大川木工所
経済産業大臣指定 伝統工芸品 小田原漆器 木地部門 伝統工芸士
木地師 / 3代目 大川肇
<小田原漆器とは>
優れたろくろと彩色技術により美しい木目を際立たせた手作り漆器。ケヤキを主に使用しているので、堅牢でゆがみの少ないのも特徴のひとつだ。
小田原漆器の起源は室町時代中期に箱根山系の豊富な木材を使用し、木地の器物に漆を塗ったのが始まりとされている。その後、北条氏康が小田原漆器を発展させてるため塗師を城下に招き、様々な色の漆器をつくるようになった。
江戸時代には盆、椀などの日用品のほかに武具類にも漆を塗るようになり、江戸時代中期には継続的に実用漆器として江戸へ出荷するなど、漆器づくりの技術が確立されたのである。
神奈川県小田原市にある大川木工所。
小田急ロマンスカーに乗り、小田原駅で乗り換え、一つ隣の駅が最寄駅の箱根板橋駅だ。駅を降りると周りには山や川、そして南部は相模湾に面している。自然豊かな町が来た人の心を躍らせる。明治から昭和初期にかけて保養地として著名人にも愛されていてそうだ。
心を躍らせながら、徒歩10分ほどで大川木工所に到着。工房からは木の匂いを漂わせ、木の温もりも感じながら大川さんに話を伺った。
職人になったきっかけとは
「大学卒業してからこの世界に入ったんだけど、自然に入ったという感じかな。祖父の時代から機械に触れたり、のこぎり使って手伝いをしてお小遣いを10円貰ったり、子供の頃から慣れ親しんでいたからね」
大川さんは現在60歳。大学を卒業してから38年間小田原漆器と向き合ってきた。この38年間を振り返ってみて大変だったことを聞いてみた。
「最初の1年は大変だったなぁ。木地師の最初は、自分で使う道具を作ることから始まる。道具が作れて、初めて木地師になれるからね。その道具を使って仕事をするんだけど、はじめは刃物が回っているろくろに引っ掛かるんだよ。そうすると刃物が折れるか品物が折れるか。そうやって失敗を繰り返して覚えていく。それを3か月から半年くらいは繰り返すんだよ」
工房にはたくさん並んだ工具があった。木地師の証だ。
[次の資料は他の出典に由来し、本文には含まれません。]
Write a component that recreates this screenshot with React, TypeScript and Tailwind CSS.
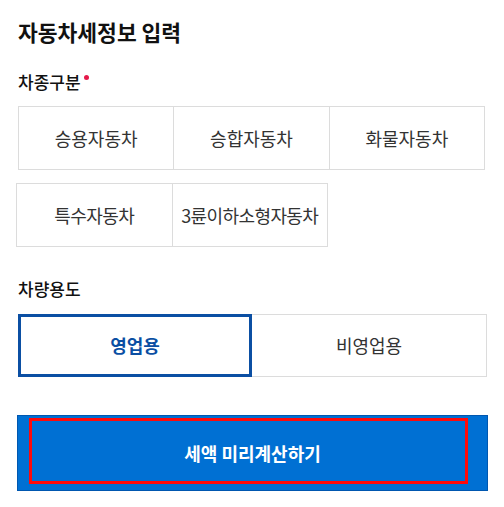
import React from "react";

const font = { fontFamily: '"Noto Sans CJK KR", "Noto Sans", sans-serif' };

export default function App() {
  const row1 = ["승용자동차", "승합자동차", "화물자동차"];
  const row2 = ["특수자동차", "3륜이하소형자동차"];
  return (
    <div className="w-[504px] h-[507px] bg-white pl-[18px] pt-[17px] overflow-hidden" style={font}>
      <h1 className="text-[21.5px] leading-[30px] font-bold text-[#111]">자동차세정보 입력</h1>

      <div className="mt-[23px] flex items-start text-[17px] leading-[24px] font-medium text-[#111]">
        <span>차종구분</span>
        <span className="ml-[3px] mt-[5px] w-[5px] h-[5px] rounded-full bg-[#e5194a]" />
      </div>

      <div className="mt-[12px] w-[467px] grid grid-cols-3 border-t border-l border-[#dcdcdc]">
        {row1.map((t) => (
          <div
            key={t}
            className="h-[63px] flex items-center justify-center border-r border-b border-[#dcdcdc] text-[18px] text-[#333]"
          >
            {t}
          </div>
        ))}
      </div>

      <div className="mt-[13px] -ml-[2px] w-[312px] grid grid-cols-2 border-t border-l border-[#dcdcdc]">
        {row2.map((t) => (
          <div
            key={t}
            className="h-[63px] flex items-center justify-center border-r border-b border-[#dcdcdc] text-[18px] text-[#333] tracking-[-0.6px] whitespace-nowrap"
          >
            {t}
          </div>
        ))}
      </div>

      <div className="mt-[30px] text-[17px] leading-[24px] font-medium text-[#111]">차량용도</div>

      <div className="mt-[13px] w-[469px] h-[63px] flex">
        <div className="w-[234px] h-full border-[3px] border-[#0b4fa3] flex items-center justify-center text-[18px] font-bold text-[#0b4fa3]">
          영업용
        </div>
        <div className="flex-1 h-full border-t border-r border-b border-[#dcdcdc] flex items-center justify-center text-[18px] text-[#333]">
          비영업용
        </div>
      </div>

      <div className="mt-[38px] -ml-px w-[471px] h-[76px] relative bg-[#0070d3] border border-[#0057b0] flex items-center justify-center text-[18px] font-bold text-white">
        세액 미리계산하기
        <div className="absolute left-[11px] top-[2px] w-[439px] h-[66px] border-[3px] border-[#ff0a0a]" />
      </div>
    </div>
  );
}
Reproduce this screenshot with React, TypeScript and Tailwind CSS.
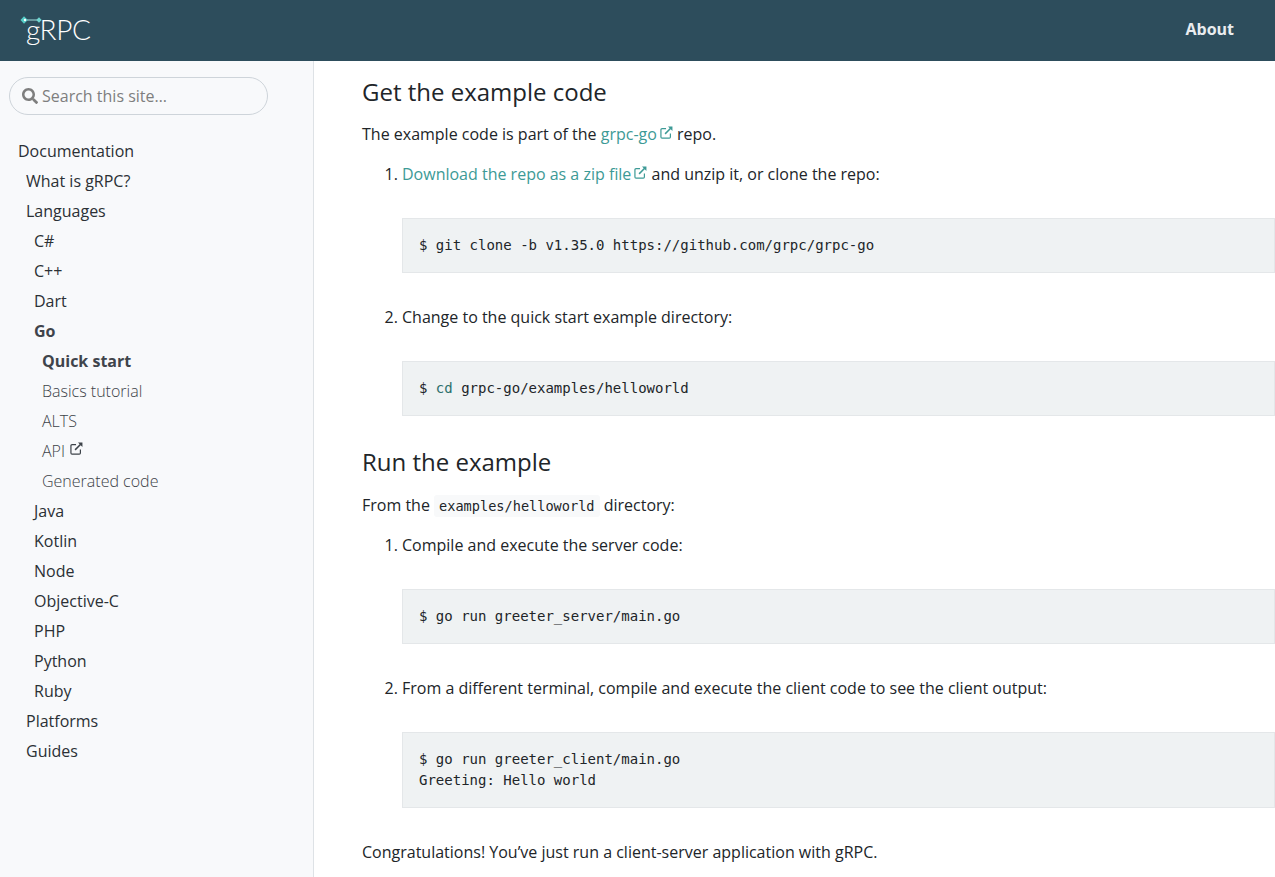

大変な修行時代を逃げ出さずに乗り越えれた理由を簡潔に答えてくれた。
「モノづくりが嫌いじゃない、それだけだよ」
工房の隣には展示スペースがあり、茶碗やお皿など、様々な小田原漆器が置いてある。木の香りと色鮮やかな漆器に、取材中に訪れた観光帰りのお客さんも30分も見とれてしまっていた。そんな小田原漆器の魅力はどこなのだろうか。
小田原漆器は木地が命
「木目が綺麗なケヤキを使っていることだね。小田原漆器は木地が命。漆ってすごく正直で、塗ると分かるんだけど、木地が綺麗に挽けていないとその部分は黒くなる。塗りの場合は木地挽きがすごく大事」
”塗り”ではなく”木目”で勝負しているということ。
「そうだね。我々を木地師と呼ぶが小田原は木地師が長。他の産地は違う、塗り師が長。小田原だけだよ、木地師が長になれるのは。それだけ木地が大事で、技術がいるということ」
数をこなすほど、のめり込んでいく
木地師の魅力に虜にされた大川さん。大川さんが思う木地師としてのやりがいを聞いた。
「手仕事とはいえ数をこなさなきゃいけないんだよ。スピードも早くしないといけないし、綺麗に作らないといけない。やってくうちに技術が向上していくんだけど、それが身体でわかっていく瞬間はやりがいを感じるね。同じ時間だけど、作成できる枚数は増えていくみたいなことだね」
スピードを上げて質も担保していかないといけない。実際に削っているところを見せてもらったが、大胆に、そして丁寧な仕上がりだった。まさに匠のなせる業だと感じた。
小田原漆器の良さを見て触れて、知ってほしい
今後の目標を聞くと、若い人たちにも広めていきたいとの思いが聞けた。
「うちでは、漆ではなくてクリアな塗装でナチュラルな仕上げをしたり、お盆も縁の薄いお盆を作ったり、時代のニーズに合わせて作ってるよ。ケヤキの木目だとか、実際に見て触れてみて感じることで、小田原漆器の良さを少しでもわかってもらえるだけでうれしい」
インタビュアー後記
伝統的な技法は変えずに時代のニーズに合わせ製品を作り出しています。小田原漆器を扱っている人は5名ほどしかいないそうで、そのなかでも小田原初の伝統工芸士を生み出した大川木工所の3代目である大川さんから木地師体験として学べるということは非常に価値があると思います。体験を通じて一人でも多くの方に継承していただけるとうれしいです。